**WORK TO BE COMPLETED**
The data below should be printed in full, exactly, and without any of its images.
Begin GIVEN INFORMATION
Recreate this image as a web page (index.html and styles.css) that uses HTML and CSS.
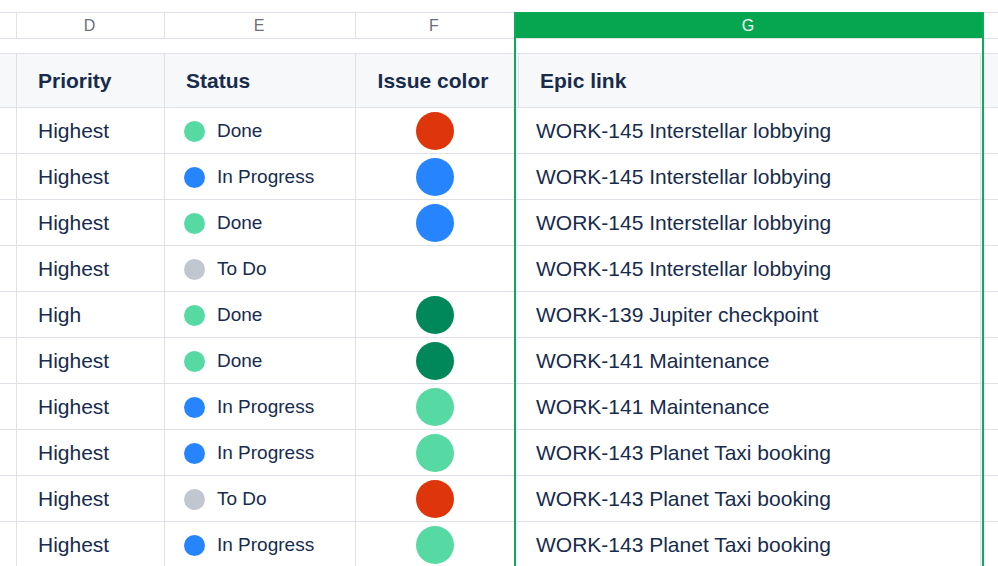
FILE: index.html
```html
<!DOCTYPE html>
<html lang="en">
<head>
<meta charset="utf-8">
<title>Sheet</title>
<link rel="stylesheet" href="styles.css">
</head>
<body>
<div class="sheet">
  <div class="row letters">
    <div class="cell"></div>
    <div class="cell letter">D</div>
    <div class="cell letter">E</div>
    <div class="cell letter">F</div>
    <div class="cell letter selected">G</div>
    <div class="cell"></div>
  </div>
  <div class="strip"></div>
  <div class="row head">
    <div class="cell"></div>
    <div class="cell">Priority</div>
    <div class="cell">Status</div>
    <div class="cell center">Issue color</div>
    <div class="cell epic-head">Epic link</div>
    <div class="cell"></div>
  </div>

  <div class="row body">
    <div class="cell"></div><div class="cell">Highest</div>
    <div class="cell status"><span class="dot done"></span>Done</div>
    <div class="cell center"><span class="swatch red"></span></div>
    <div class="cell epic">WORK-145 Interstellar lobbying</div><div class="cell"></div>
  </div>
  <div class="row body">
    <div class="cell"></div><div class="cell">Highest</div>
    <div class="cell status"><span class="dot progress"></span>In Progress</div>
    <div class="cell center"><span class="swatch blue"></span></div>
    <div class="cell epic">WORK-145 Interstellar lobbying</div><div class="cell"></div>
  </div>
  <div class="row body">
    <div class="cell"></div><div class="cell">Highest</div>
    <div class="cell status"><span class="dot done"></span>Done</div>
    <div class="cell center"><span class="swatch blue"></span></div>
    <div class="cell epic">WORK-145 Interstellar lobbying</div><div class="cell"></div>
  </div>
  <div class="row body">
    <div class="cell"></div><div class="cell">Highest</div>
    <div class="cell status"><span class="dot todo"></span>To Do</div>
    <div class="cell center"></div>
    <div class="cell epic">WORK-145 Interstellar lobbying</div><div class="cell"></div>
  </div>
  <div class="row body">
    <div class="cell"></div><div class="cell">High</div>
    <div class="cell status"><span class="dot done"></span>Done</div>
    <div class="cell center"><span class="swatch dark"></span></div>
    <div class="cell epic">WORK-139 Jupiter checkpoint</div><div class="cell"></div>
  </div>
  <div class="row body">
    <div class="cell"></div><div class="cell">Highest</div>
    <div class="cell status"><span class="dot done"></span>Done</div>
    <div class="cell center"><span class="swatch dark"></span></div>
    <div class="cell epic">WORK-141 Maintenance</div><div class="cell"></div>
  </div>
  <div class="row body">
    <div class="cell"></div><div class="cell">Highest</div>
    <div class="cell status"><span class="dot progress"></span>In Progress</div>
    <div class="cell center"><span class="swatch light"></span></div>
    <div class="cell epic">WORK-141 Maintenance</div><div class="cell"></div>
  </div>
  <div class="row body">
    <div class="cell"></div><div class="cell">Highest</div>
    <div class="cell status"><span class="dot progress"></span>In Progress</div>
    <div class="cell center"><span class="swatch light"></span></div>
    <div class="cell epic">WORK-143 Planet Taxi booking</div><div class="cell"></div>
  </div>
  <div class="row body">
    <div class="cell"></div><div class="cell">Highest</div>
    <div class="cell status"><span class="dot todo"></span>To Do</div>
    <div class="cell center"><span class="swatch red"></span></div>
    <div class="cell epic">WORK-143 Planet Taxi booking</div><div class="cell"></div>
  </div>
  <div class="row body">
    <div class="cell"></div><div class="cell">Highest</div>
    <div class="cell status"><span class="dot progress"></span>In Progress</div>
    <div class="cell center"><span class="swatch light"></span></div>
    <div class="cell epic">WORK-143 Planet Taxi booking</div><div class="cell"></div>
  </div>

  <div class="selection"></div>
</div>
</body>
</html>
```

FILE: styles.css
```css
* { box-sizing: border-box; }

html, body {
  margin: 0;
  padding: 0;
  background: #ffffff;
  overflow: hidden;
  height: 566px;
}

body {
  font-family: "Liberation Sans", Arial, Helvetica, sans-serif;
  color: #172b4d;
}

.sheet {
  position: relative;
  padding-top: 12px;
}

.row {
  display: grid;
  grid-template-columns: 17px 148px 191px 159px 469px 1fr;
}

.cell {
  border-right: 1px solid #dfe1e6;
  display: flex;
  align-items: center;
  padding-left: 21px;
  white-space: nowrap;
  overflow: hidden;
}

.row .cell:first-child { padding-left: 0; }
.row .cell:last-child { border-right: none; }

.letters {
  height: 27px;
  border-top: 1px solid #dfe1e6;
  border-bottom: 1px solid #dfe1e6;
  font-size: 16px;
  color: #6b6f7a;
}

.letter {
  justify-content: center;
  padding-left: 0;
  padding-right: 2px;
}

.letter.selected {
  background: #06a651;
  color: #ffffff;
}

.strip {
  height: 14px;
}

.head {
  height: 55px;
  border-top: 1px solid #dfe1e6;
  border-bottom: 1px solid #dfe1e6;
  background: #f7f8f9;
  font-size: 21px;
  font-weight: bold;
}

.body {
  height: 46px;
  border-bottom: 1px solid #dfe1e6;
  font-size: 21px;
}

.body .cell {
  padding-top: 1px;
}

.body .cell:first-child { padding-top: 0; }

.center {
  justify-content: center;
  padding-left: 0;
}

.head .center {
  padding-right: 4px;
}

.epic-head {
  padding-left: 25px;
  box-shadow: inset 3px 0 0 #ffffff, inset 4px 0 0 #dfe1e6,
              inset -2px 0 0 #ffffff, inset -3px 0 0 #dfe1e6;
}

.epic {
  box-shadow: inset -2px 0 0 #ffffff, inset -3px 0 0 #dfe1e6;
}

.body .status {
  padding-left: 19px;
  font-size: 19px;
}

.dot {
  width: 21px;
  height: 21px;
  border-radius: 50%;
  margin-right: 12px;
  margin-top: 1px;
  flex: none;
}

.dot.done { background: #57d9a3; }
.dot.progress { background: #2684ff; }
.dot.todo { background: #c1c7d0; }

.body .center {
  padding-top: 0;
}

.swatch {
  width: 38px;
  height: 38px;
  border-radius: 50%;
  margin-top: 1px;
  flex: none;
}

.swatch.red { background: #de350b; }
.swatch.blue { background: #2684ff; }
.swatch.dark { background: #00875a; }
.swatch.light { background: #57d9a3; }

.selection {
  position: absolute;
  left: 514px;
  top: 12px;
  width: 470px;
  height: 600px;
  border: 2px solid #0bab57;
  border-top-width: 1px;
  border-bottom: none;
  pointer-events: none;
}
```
End GIVEN INFORMATION
**ANSWER FOR THIS EXERCISE**
Recreate this image as a web page (index.html and styles.css) that uses HTML and CSS.
FILE: index.html
```html
<!DOCTYPE html>
<html lang="en">
<head>
<meta charset="utf-8">
<title>Sheet</title>
<link rel="stylesheet" href="styles.css">
</head>
<body>
<div class="sheet">
  <div class="row letters">
    <div class="cell"></div>
    <div class="cell letter">D</div>
    <div class="cell letter">E</div>
    <div class="cell letter">F</div>
    <div class="cell letter selected">G</div>
    <div class="cell"></div>
  </div>
  <div class="strip"></div>
  <div class="row head">
    <div class="cell"></div>
    <div class="cell">Priority</div>
    <div class="cell">Status</div>
    <div class="cell center">Issue color</div>
    <div class="cell epic-head">Epic link</div>
    <div class="cell"></div>
  </div>

  <div class="row body">
    <div class="cell"></div><div class="cell">Highest</div>
    <div class="cell status"><span class="dot done"></span>Done</div>
    <div class="cell center"><span class="swatch red"></span></div>
    <div class="cell epic">WORK-145 Interstellar lobbying</div><div class="cell"></div>
  </div>
  <div class="row body">
    <div class="cell"></div><div class="cell">Highest</div>
    <div class="cell status"><span class="dot progress"></span>In Progress</div>
    <div class="cell center"><span class="swatch blue"></span></div>
    <div class="cell epic">WORK-145 Interstellar lobbying</div><div class="cell"></div>
  </div>
  <div class="row body">
    <div class="cell"></div><div class="cell">Highest</div>
    <div class="cell status"><span class="dot done"></span>Done</div>
    <div class="cell center"><span class="swatch blue"></span></div>
    <div class="cell epic">WORK-145 Interstellar lobbying</div><div class="cell"></div>
  </div>
  <div class="row body">
    <div class="cell"></div><div class="cell">Highest</div>
    <div class="cell status"><span class="dot todo"></span>To Do</div>
    <div class="cell center"></div>
    <div class="cell epic">WORK-145 Interstellar lobbying</div><div class="cell"></div>
  </div>
  <div class="row body">
    <div class="cell"></div><div class="cell">High</div>
    <div class="cell status"><span class="dot done"></span>Done</div>
    <div class="cell center"><span class="swatch dark"></span></div>
    <div class="cell epic">WORK-139 Jupiter checkpoint</div><div class="cell"></div>
  </div>
  <div class="row body">
    <div class="cell"></div><div class="cell">Highest</div>
    <div class="cell status"><span class="dot done"></span>Done</div>
    <div class="cell center"><span class="swatch dark"></span></div>
    <div class="cell epic">WORK-141 Maintenance</div><div class="cell"></div>
  </div>
  <div class="row body">
    <div class="cell"></div><div class="cell">Highest</div>
    <div class="cell status"><span class="dot progress"></span>In Progress</div>
    <div class="cell center"><span class="swatch light"></span></div>
    <div class="cell epic">WORK-141 Maintenance</div><div class="cell"></div>
  </div>
  <div class="row body">
    <div class="cell"></div><div class="cell">Highest</div>
    <div class="cell status"><span class="dot progress"></span>In Progress</div>
    <div class="cell center"><span class="swatch light"></span></div>
    <div class="cell epic">WORK-143 Planet Taxi booking</div><div class="cell"></div>
  </div>
  <div class="row body">
    <div class="cell"></div><div class="cell">Highest</div>
    <div class="cell status"><span class="dot todo"></span>To Do</div>
    <div class="cell center"><span class="swatch red"></span></div>
    <div class="cell epic">WORK-143 Planet Taxi booking</div><div class="cell"></div>
  </div>
  <div class="row body">
    <div class="cell"></div><div class="cell">Highest</div>
    <div class="cell status"><span class="dot progress"></span>In Progress</div>
    <div class="cell center"><span class="swatch light"></span></div>
    <div class="cell epic">WORK-143 Planet Taxi booking</div><div class="cell"></div>
  </div>

  <div class="selection"></div>
</div>
</body>
</html>
```

FILE: styles.css
```css
* { box-sizing: border-box; }

html, body {
  margin: 0;
  padding: 0;
  background: #ffffff;
  overflow: hidden;
  height: 566px;
}

body {
  font-family: "Liberation Sans", Arial, Helvetica, sans-serif;
  color: #172b4d;
}

.sheet {
  position: relative;
  padding-top: 12px;
}

.row {
  display: grid;
  grid-template-columns: 17px 148px 191px 159px 469px 1fr;
}

.cell {
  border-right: 1px solid #dfe1e6;
  display: flex;
  align-items: center;
  padding-left: 21px;
  white-space: nowrap;
  overflow: hidden;
}

.row .cell:first-child { padding-left: 0; }
.row .cell:last-child { border-right: none; }

.letters {
  height: 27px;
  border-top: 1px solid #dfe1e6;
  border-bottom: 1px solid #dfe1e6;
  font-size: 16px;
  color: #6b6f7a;
}

.letter {
  justify-content: center;
  padding-left: 0;
  padding-right: 2px;
}

.letter.selected {
  background: #06a651;
  color: #ffffff;
}

.strip {
  height: 14px;
}

.head {
  height: 55px;
  border-top: 1px solid #dfe1e6;
  border-bottom: 1px solid #dfe1e6;
  background: #f7f8f9;
  font-size: 21px;
  font-weight: bold;
}

.body {
  height: 46px;
  border-bottom: 1px solid #dfe1e6;
  font-size: 21px;
}

.body .cell {
  padding-top: 1px;
}

.body .cell:first-child { padding-top: 0; }

.center {
  justify-content: center;
  padding-left: 0;
}

.head .center {
  padding-right: 4px;
}

.epic-head {
  padding-left: 25px;
  box-shadow: inset 3px 0 0 #ffffff, inset 4px 0 0 #dfe1e6,
              inset -2px 0 0 #ffffff, inset -3px 0 0 #dfe1e6;
}

.epic {
  box-shadow: inset -2px 0 0 #ffffff, inset -3px 0 0 #dfe1e6;
}

.body .status {
  padding-left: 19px;
  font-size: 19px;
}

.dot {
  width: 21px;
  height: 21px;
  border-radius: 50%;
  margin-right: 12px;
  margin-top: 1px;
  flex: none;
}

.dot.done { background: #57d9a3; }
.dot.progress { background: #2684ff; }
.dot.todo { background: #c1c7d0; }

.body .center {
  padding-top: 0;
}

.swatch {
  width: 38px;
  height: 38px;
  border-radius: 50%;
  margin-top: 1px;
  flex: none;
}

.swatch.red { background: #de350b; }
.swatch.blue { background: #2684ff; }
.swatch.dark { background: #00875a; }
.swatch.light { background: #57d9a3; }

.selection {
  position: absolute;
  left: 514px;
  top: 12px;
  width: 470px;
  height: 600px;
  border: 2px solid #0bab57;
  border-top-width: 1px;
  border-bottom: none;
  pointer-events: none;
}
```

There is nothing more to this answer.